Menurut para pemohon, pembatasan masa jabatan pemimpin partai politik merupakan sebuah keniscayaan sebagai implikasi dari peran partai politik sebagai tonggak dan penggerak demokrasi, serta salah satu unsur pelaksana kedaulatan rakyat. Partai politik sebagai tiang penyangga demokrasi perlu menjalankan nilai-nilai dari demokrasi itu sendiri, termasuk di antaranya prinsip pembatasan kekuasaan di internal partainya.
”Menjadi paradoks bilamana status partai politik sebagai tonggak, pilar, dan penggerak demokrasi, tetapi tidak melaksanakan nilai dan prinsip demokrasi itu sendiri,” kata Zico.
Ketiadaan batasan masa jabatan pemimpin partai politik berimplikasi pada kekuasaan yang terpusat pada orang tertentu, mendorong terciptanya keotoritarianan dan dinasti dalam tubuh parpol. Hal itu juga menyebabkan satu figur atau kelompok bahkan keluarga tertentu memegang kekuasaan di tubuh partai dengan begitu panjang.
”Hal ini tentunya tidak sesuai dengan prinsip konstitusionalisme yang menghendaki adanya pembatasan kekuasaan dan menghindari excessive atau abuse of power. Limitasi kekuasaan ini dapat dilakukan dengan adanya pemaknaan baru terhadap Pasal 2 Ayat (1) huruf b UU Parpol,” demikian diungkapkan pemohon di dalam berkas permohonannya.
Pemohon menyoroti adanya dua partai besar yang kepengurusannya berkutat pada figur-figur tertentu selama lebih dari belasan tahun. Misalnya, Partai Demokrasi Indonesia Perjuangan (PDI-P) dan Partai Demokrat.
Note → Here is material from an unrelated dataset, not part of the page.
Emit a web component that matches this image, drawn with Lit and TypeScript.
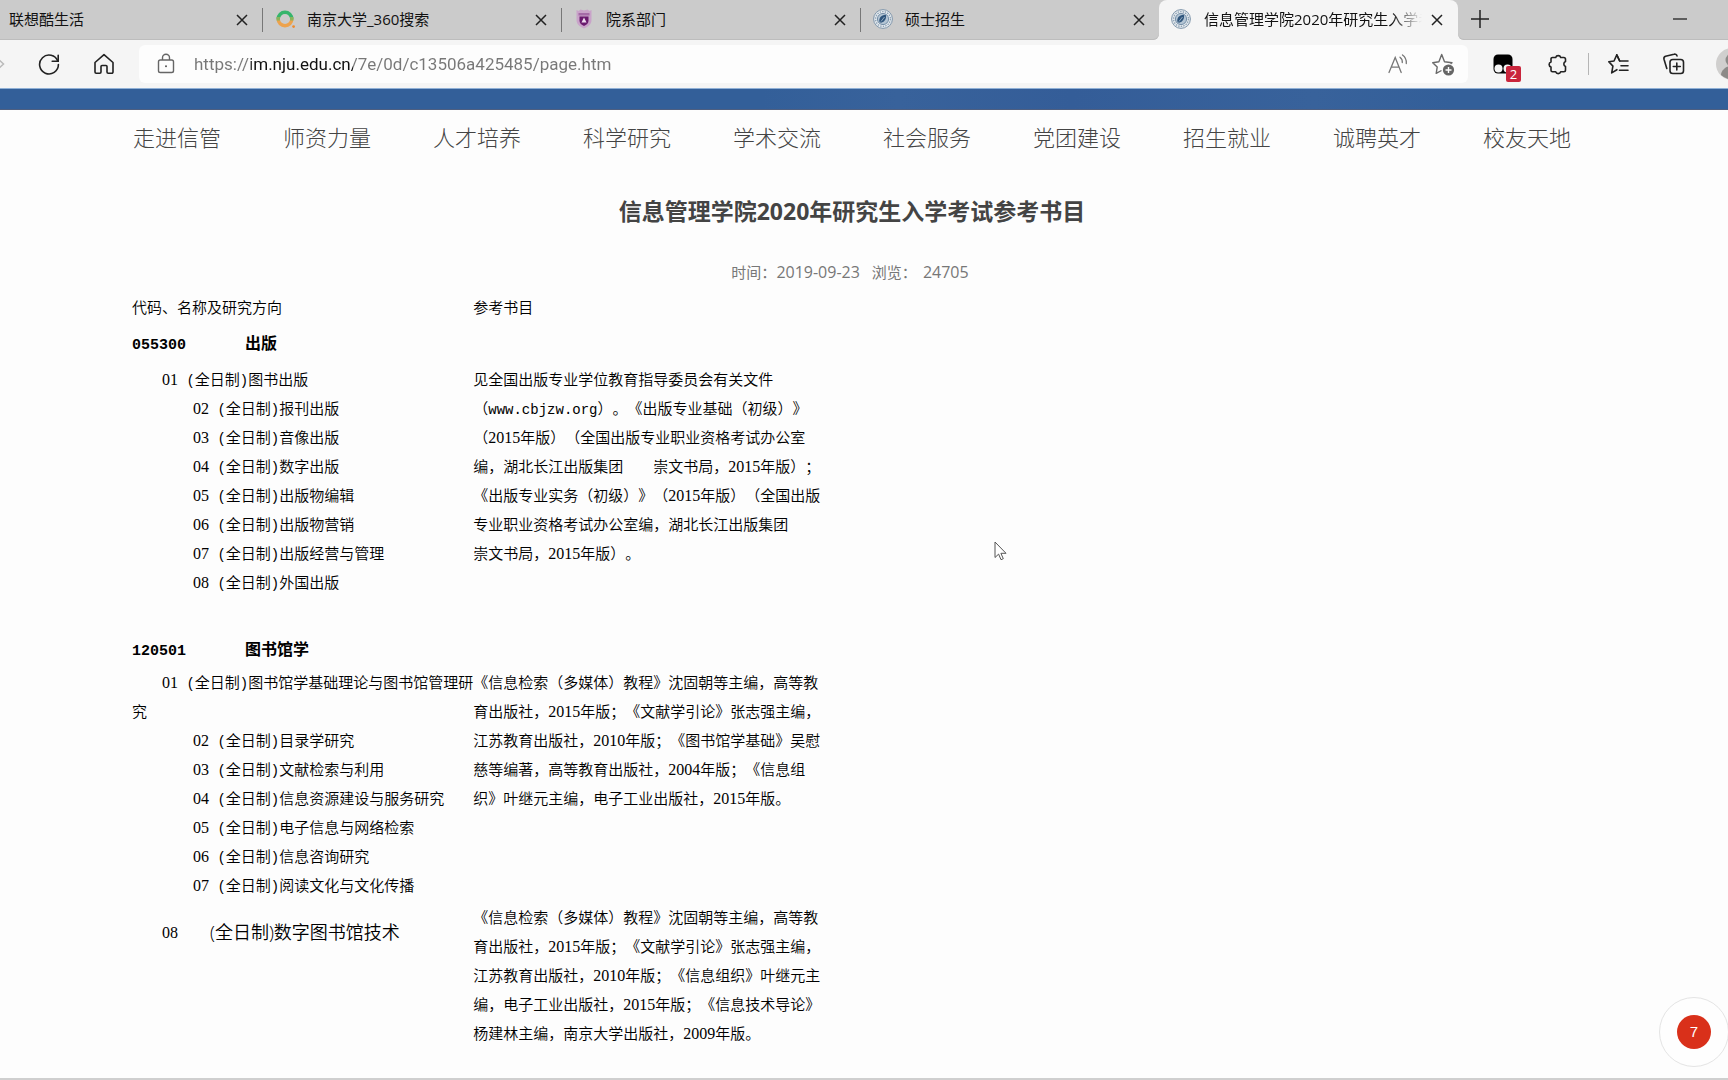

Yang perlu diingat, ungkap pemohon, pemimpin parpol memiliki kekuasaan besar yang dapat melahirkan dinasti dan otoritarianisme. Tak hanya di internal partai, pemimpin partai politik dapat mengontrol anggota DPR dan juga presiden.
”Oleh karena itu, pembatasan masa jabatan pimpinan partai politik menjadi sangat urgen untuk segera diwujudkan,” ungkap para pemohon.
Tak adanya pembatasan masa jabatan ketua umum parpol juga menghilangkan kesempatan tiap anggota parpol untuk berkiprah sebagai pengurus partai. Sebagai organisasi publik yang dikelola dari dan oleh anggota, sudah sewajarnya jika tiap anggota parpol diberi kesempatan yang sama untuk menjadi pengurus dan pemimpin melalui prosedur dan tata cara yang adil dan demokratis.